If a congress person is caught doing anything else besides their job, they should be fired immediately for cause. We need to put the public service back in public service.




Are you 100% focused all the time when you're at work? I think it's a bit unrealistic to expect that kind of focus from anyone at any job. If they're getting their work done, I don't see the harm in trading stocks ASSUMING they are playing by the rules, i.e., not insider trading.


I think there’s a difference between reading the news or social media occasionally at work and doing something like trading stocks. It falls into the realm of work. I know some people trade stocks for leisure but the vast majority do it to make money.
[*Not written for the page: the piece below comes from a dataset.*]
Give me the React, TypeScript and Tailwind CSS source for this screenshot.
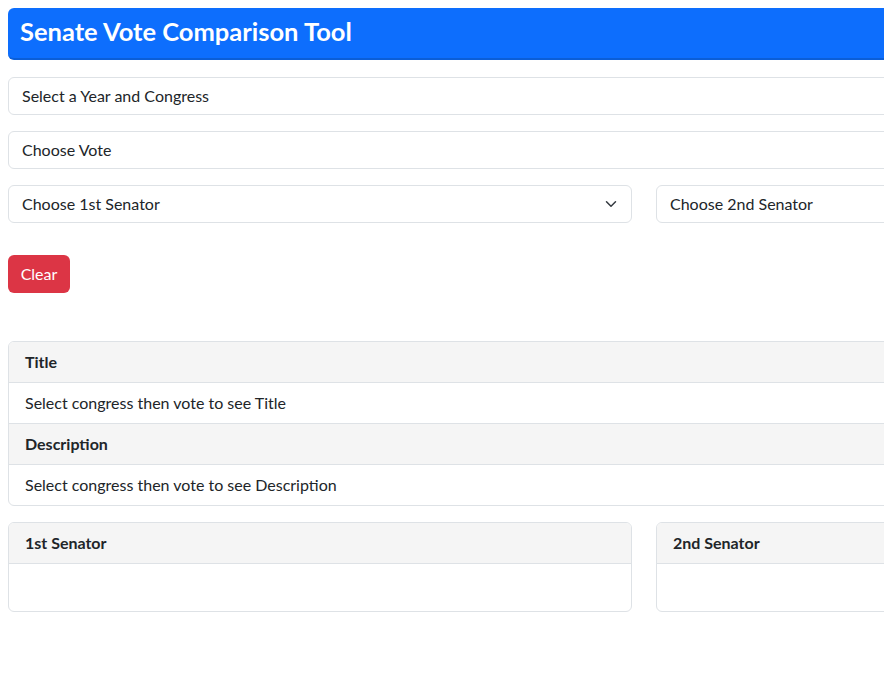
import React from 'react';

const font = { fontFamily: 'Lato, "Noto Sans", sans-serif' };

const Chevron: React.FC = () => (
  <svg width="16" height="12" viewBox="0 0 16 16" className="absolute right-[12px] top-1/2 -translate-y-1/2">
    <path d="M2 5l6 6 6-6" fill="none" stroke="#343a40" strokeWidth="2" strokeLinecap="round" strokeLinejoin="round" />
  </svg>
);

const Select: React.FC<{ label: string }> = ({ label }) => (
  <div className="relative h-[38px] w-full rounded-[6px] border border-[#dee2e6] bg-white pl-[13px] flex items-center text-[16px] text-[#212529]">
    {label}
    <Chevron />
  </div>
);

const HeadRow: React.FC<{ label: string }> = ({ label }) => (
  <div className="h-[41px] px-[16px] flex items-center bg-[#f5f5f5] border-b border-[#dee2e6] font-bold text-[16px] text-[#212529]">
    {label}
  </div>
);

const BodyRow: React.FC<{ label: string; last?: boolean }> = ({ label, last }) => (
  <div className={`px-[16px] flex items-center text-[16px] text-[#212529] ${last ? 'h-[40px]' : 'h-[41px] border-b border-[#dee2e6]'}`}>
    {label}
  </div>
);

export default function App() {
  return (
    <div className="w-[884px] h-[688px] overflow-hidden bg-white" style={font}>
      <div className="w-[1288px] px-[8px] pt-[8px]">
        <div className="h-[52px] rounded-[6px] bg-[#0d6efd] border-b-2 border-[#0b5ed7] px-[12px] flex items-center">
          <h1 className="text-[25.5px] font-bold text-white leading-none -mt-[2px]">Senate Vote Comparison Tool</h1>
        </div>

        <div className="mt-[17px] flex flex-col gap-[16px]">
          <Select label="Select a Year and Congress" />
          <Select label="Choose Vote" />
          <div className="flex gap-[24px]">
            <Select label="Choose 1st Senator" />
            <Select label="Choose 2nd Senator" />
          </div>
        </div>

        <button className="mt-[32px] h-[38px] w-[62px] rounded-[6px] bg-[#dc3545] text-white text-[16px]">Clear</button>

        <div className="mt-[48px] rounded-[6px] border border-[#dee2e6] overflow-hidden">
          <HeadRow label="Title" />
          <BodyRow label="Select congress then vote to see Title" />
          <HeadRow label="Description" />
          <BodyRow label="Select congress then vote to see Description" last />
        </div>

        <div className="mt-[16px] flex gap-[24px]">
          {['1st Senator', '2nd Senator'].map((s) => (
            <div key={s} className="flex-1 rounded-[6px] border border-[#dee2e6] overflow-hidden">
              <HeadRow label={s} />
              <div className="h-[47px]" />
            </div>
          ))}
        </div>
      </div>
    </div>
  );
}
Is it right to work another job for profit at your employer or while your employer is expecting you to be doing work on behalf of them? According to my moral compass, that’s a no. I would be pretty upset if I found one of my employees trading stocks while they were supposed to be working. Especially if my approval of them was low, which is the current situation with many government officials right now. If there was agreement on both sides before taking a job, that would be different but I find that hard to believe before taking a job someone would admit to that, and that’s a sign they know it’s wrong.

They have a lot of nerve thinking this is acceptable behavior when the country is in the middle of a crisis and has a lot of problems to solve.
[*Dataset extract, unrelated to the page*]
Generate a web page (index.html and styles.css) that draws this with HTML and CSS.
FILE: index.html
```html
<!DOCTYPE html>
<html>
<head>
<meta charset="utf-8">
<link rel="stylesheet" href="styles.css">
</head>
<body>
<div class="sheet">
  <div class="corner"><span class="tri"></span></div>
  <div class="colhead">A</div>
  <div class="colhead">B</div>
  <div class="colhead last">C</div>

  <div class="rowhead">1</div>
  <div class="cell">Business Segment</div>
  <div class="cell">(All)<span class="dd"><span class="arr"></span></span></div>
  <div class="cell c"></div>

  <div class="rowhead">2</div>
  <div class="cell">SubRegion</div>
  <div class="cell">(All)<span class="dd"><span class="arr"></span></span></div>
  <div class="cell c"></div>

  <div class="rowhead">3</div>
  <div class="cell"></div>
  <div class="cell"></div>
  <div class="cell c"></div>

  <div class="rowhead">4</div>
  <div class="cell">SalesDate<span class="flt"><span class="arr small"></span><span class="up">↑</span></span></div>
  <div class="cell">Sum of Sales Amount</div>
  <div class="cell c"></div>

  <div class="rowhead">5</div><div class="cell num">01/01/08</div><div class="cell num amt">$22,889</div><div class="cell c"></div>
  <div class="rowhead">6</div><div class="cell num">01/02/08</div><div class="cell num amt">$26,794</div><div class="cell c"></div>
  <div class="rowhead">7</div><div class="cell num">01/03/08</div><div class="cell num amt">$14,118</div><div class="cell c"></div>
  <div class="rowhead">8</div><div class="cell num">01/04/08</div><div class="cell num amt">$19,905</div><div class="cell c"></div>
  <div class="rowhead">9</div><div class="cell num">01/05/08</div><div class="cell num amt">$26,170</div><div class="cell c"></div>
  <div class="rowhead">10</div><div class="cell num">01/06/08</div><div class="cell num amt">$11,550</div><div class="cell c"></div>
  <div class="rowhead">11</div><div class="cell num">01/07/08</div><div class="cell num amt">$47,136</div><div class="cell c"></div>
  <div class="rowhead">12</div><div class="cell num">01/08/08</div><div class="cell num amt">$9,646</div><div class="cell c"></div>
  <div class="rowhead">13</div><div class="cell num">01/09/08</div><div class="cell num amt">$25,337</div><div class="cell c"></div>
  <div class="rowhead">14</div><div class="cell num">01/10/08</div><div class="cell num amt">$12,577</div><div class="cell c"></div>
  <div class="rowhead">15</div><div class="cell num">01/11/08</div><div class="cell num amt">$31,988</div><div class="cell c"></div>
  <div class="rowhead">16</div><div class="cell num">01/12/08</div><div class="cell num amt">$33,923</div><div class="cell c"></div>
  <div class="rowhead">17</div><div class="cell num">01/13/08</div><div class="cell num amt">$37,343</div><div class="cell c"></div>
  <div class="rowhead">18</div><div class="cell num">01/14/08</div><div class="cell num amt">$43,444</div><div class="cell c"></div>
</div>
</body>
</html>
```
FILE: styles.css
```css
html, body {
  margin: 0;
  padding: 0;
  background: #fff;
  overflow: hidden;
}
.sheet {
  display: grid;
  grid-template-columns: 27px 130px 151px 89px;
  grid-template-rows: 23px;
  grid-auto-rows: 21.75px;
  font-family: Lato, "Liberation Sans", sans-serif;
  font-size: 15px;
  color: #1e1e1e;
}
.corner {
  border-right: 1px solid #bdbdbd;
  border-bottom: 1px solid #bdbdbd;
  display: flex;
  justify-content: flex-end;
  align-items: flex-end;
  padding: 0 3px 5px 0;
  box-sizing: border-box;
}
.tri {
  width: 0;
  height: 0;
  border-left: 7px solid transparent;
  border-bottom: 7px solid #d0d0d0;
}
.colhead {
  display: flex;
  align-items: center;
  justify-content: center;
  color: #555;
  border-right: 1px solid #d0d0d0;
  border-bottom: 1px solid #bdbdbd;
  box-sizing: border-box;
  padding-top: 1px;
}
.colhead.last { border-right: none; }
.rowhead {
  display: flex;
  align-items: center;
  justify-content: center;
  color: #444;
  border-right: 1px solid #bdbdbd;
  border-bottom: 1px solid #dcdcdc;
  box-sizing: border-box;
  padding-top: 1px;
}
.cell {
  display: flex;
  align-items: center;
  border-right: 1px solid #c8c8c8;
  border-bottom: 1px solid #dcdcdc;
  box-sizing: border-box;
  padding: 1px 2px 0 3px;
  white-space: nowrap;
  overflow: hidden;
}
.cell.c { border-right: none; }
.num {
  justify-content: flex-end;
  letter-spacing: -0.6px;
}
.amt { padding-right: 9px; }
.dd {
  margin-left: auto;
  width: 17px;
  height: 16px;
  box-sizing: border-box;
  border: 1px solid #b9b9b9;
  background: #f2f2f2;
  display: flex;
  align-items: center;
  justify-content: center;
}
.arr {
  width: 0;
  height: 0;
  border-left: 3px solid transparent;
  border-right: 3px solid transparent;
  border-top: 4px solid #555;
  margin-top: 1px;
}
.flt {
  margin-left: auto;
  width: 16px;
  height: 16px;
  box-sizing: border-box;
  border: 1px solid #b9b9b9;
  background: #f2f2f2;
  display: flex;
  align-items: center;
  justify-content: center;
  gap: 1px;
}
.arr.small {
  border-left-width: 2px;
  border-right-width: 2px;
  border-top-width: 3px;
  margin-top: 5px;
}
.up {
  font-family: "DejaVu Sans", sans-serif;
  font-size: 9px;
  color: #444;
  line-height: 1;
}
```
The problem isn't that they're doing something other than their job, it's that they have insider information, and they're using that insider information to buy and sell stocks.


Their insider trading a very small problem compared to the problem of the perverted incentive to steer legislation in a direction that helps their portfolio.


based on what metric? Do we know have evidence of them voting for their own portfolio vs trading their info? Based on data i've seen, it seems more likely that they're insider trading. (Except for republicans trying to support fossil fuel legislation...)


It is far more likely that they're insider trading, but the point is that the magnitude of the negative consequence is vastly different. If they insider trade and make $5 million, that's money stolen from other market participants. Bad, for sure, but the scope of the damage is limited to that stolen $5 million. If it corrupts policymaking by creating a conflict of interest, the scope of damage is uncapped.


I completely agree! The legislative capture of bad decisions is far more dangerous than them "stealing" from wallstreet.


I agree with what you said, except the part about stealing from "wall street". Most of that money is stolen from regular people's investments and pension funds.


Not sure i even agree with that.

Most markets are not 0-sum, and taking a "long" position (congresswomen buying low, and selling high) won't cause anyone harm unless they took a short position on the asset - which hopefully most people's regular investments don't do.


I absolutely think this should be banned but they (and their staffers) don't have real workplaces. Sure, there's the office but a ton of their work is meetings, talking to constituents, travel between their district and DC, etc. and many of them put in 80+ hour workweeks. Trying to put them in the bucket of an average 9-5 person with a set workspace doesn't work.


Spoken like a truly horrible manager.


They aren't necessarily trading on the clock. Just making trades based on information nobody else has that they only have access to because of their job.